The president disclosed in a speech at FBI headquarters Friday plans to unify counterterror efforts, locating FBI and CIA work at a single center while the agencies' lines of authority would remain distinct.
"Many of these dangers are unfamiliar and unsettling," Bush said in Saturday's radio address. "Yet I assure you that our government at every level is responding to this threat, working to track down every lead and standing watch 24 hours a day against terrorism."
Democratic congressional leaders urged the president to send a special request to Congress to pay for the equipment, personnel and training needs of first responders, the people who would quickly respond to a terrorism emergency.
"Duct tape is not enough. Neither is empty rhetoric," Senate Minority Leader Tom Daschle, D-South Dakota, said after he and House Minority Leader Nancy Pelosi, D-California, met with about a dozen firefighters, including some who rushed to the Pentagon after the September 11, 2001, attack.
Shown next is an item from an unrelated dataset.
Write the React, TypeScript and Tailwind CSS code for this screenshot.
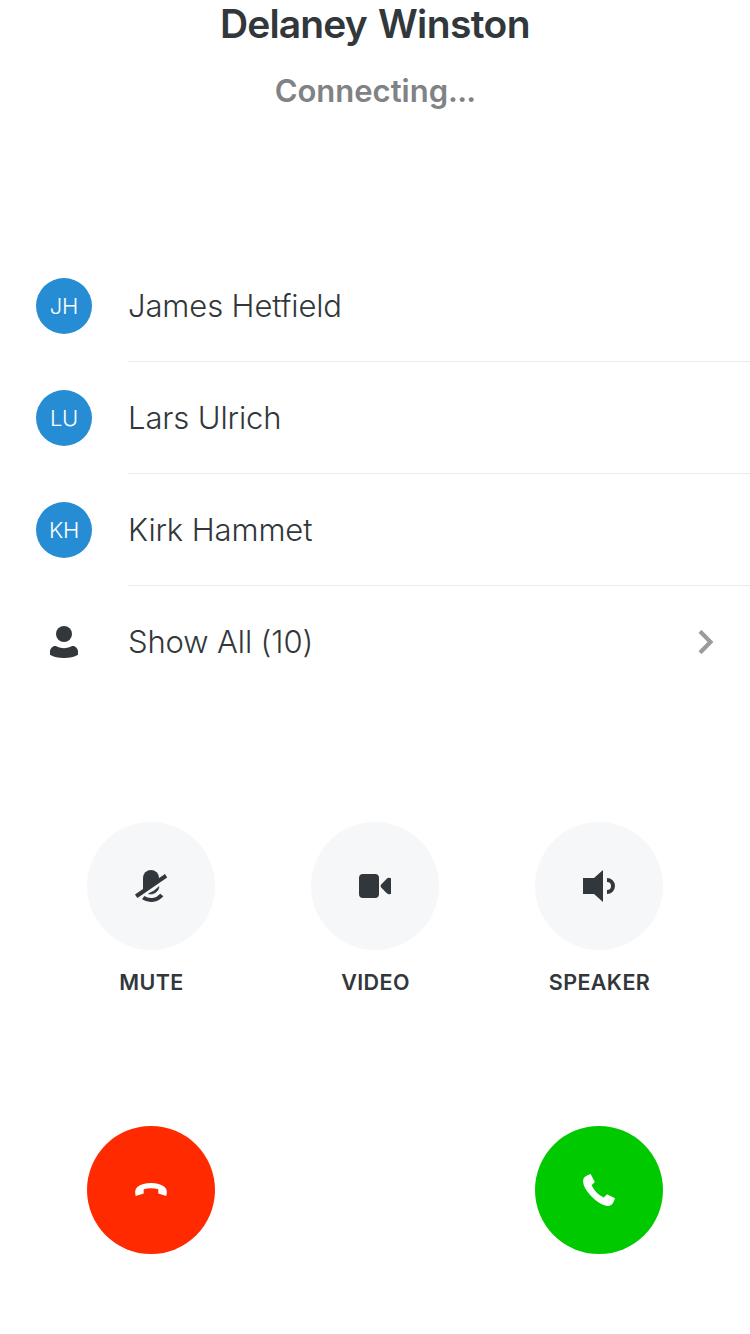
import type { ReactNode } from "react";

const participants = [
  { initials: "JH", name: "James Hetfield" },
  { initials: "LU", name: "Lars Ulrich" },
  { initials: "KH", name: "Kirk Hammet" },
];

function Icon({ children }: { children: ReactNode }) {
  return (
    <svg viewBox="0 0 32 32" className="size-8 overflow-visible" fill="currentColor" aria-hidden="true">
      {children}
    </svg>
  );
}

function MuteIcon() {
  return (
    <Icon>
      <path d="M8 22V8a8 8 0 0 1 16 0v3z" />
      <path d="M0 24.6 30 4 32.2 7.5 2.4 28z" />
      <path d="M13.6 23.7Q19.5 21.500 24 16.700A8.200 8.200 0 0 1 13.6 23.7z" stroke="currentColor" strokeWidth="0.8" />
      <path d="M8.2 27.6A14 14 0 0 0 26.8 25" fill="none" stroke="currentColor" strokeWidth="4" />
    </Icon>
  );
}

function VideoIcon() {
  return (
    <Icon>
      <rect y="4" width="20" height="24" rx="4" />
      <path d="M22.2 14.4 27.5 8.9C28.8 7.6 30.4 7.5 32 8.3V23.7C30.4 24.5 28.8 24.4 27.5 23.1L22.2 17.6Q20.8 16 22.2 14.4z" />
    </Icon>
  );
}

function SpeakerIcon() {
  return (
    <Icon>
      <path d="M0 8H11L20 0V32L11 24H0z" />
      <path d="M24 8a8 8 0 0 1 0 16v-4a4 4 0 0 0 0-8z" />
    </Icon>
  );
}

function PersonIcon() {
  return (
    <Icon>
      <circle cx="16" cy="8" r="8" />
      <path d="M7.2 20C8.8 20 11 22.2 16 22.2S23.2 20 24.8 20C27.5 20 30 22.6 30 25.5V28.7C26.5 31 21.5 32 16 32S5.5 31 2 28.7V25.5C2 22.6 4.5 20 7.2 20z" />
    </Icon>
  );
}

function HangUpIcon() {
  return (
    <Icon>
      <path d="M0.7 21.9C-0.3 18 0 15 2.3 13 5.6 10.2 10.5 9 16 9S26.4 10.2 29.7 13C32 15 32.3 18 31.3 21.9L23.3 19.6V15.2C18.7 13.9 13.3 13.9 8.7 15.2V19.6z" />
    </Icon>
  );
}

function AnswerIcon() {
  return (
    <Icon>
      <path d="M7.7 0 11.8 8 8.6 11.3C11 16.7 15.3 21 20.7 23.4L24 20.2 32 24.3C30.7 28.2 29.3 31 26.7 31.7 22 32.7 15.6 29.6 9 23 2.4 16.4-0.7 10 0.3 5.3 1 2.7 3.8 1.3 7.7 0z" />
    </Icon>
  );
}

const controls = [
  { label: "MUTE", icon: <MuteIcon /> },
  { label: "VIDEO", icon: <VideoIcon /> },
  { label: "SPEAKER", icon: <SpeakerIcon /> },
];

export default function App() {
  return (
    <main className="flex h-[1334px] w-[750px] flex-col overflow-hidden bg-white font-['Inter',sans-serif] text-[#32373b]">
      <header className="flex h-[250px] flex-col items-center">
        <h1 className="text-[39px] leading-12 font-semibold tracking-[-0.6px] [word-spacing:2px]">
          <span className="tracking-[-0.9px]">Delaney</span> Winston
        </h1>
        <p className="mt-[23px] text-[31px] leading-10 font-semibold text-[#808284]">
          Connecting<span className="tracking-[-0.8px]">...</span>
        </p>
      </header>

      <ul className="text-[31px] leading-10 font-light tracking-[-0.12px]">
        {participants.map(({ initials, name }) => (
          <li key={initials} className="flex h-28 pl-9">
            <div className="flex w-[92px] items-center">
              <span className="flex size-14 items-center justify-center rounded-full bg-[#268dd5] text-[22px] tracking-[-0.2px] text-white">
                {initials}
              </span>
            </div>
            <div className="flex flex-1 items-center border-b border-[#ebebeb]">{name}</div>
          </li>
        ))}
        <li className="flex h-28 items-center pr-8 pl-12">
          <div className="w-20">
            <PersonIcon />
          </div>
          <span className="flex-1 pb-px">Show All (10)</span>
          <svg viewBox="0 0 24 24" className="size-6" fill="none" stroke="#999b9d" strokeWidth="4.2" aria-hidden="true">
            <path d="M6 1.3 16.5 12 6 22.7" />
          </svg>
        </li>
      </ul>

      <section className="mt-[124px] grid grid-cols-3 px-[39px]">
        {controls.map(({ label, icon }) => (
          <div key={label} className="flex flex-col items-center">
            <button className="flex size-32 items-center justify-center rounded-full bg-[#f6f7f9]" aria-label={label}>
              {icon}
            </button>
            <span className="mt-[18px] pl-px text-[21.5px] leading-7 font-semibold tracking-[0.4px]">{label}</span>
          </div>
        ))}
      </section>

      <footer className="mt-[130px] flex justify-between px-[87px] text-white">
        <button className="flex size-32 items-center justify-center rounded-full bg-[#ff2a00]">
          <HangUpIcon />
        </button>
        <button className="flex size-32 items-center justify-center rounded-full bg-[#00c900]">
          <AnswerIcon />
        </button>
      </footer>
    </main>
  );
}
Meanwhile the administration issued three separate reports Friday that involved domestic security:
• The "National Strategy for Combating Terrorism," which focuses on ways to defeat terrorists by wearing down their organizations, cracking down on nations that harbor them and diminishing the underlying conditions that lead to terrorism by easing poverty. The report also said finding a solution to the Middle East crisis is critical to winning the war on terror.
• A plan detailing critical infrastructure that needs protection from terrorists, ranging from agriculture to the defense industries. This recommends the government provide incentives or increase regulations on key sectors of the economy that need to improve protection.
• A plan to tighten security for vital computer networks, putting the Department of Homeland Security in the role of protecting cyberspace.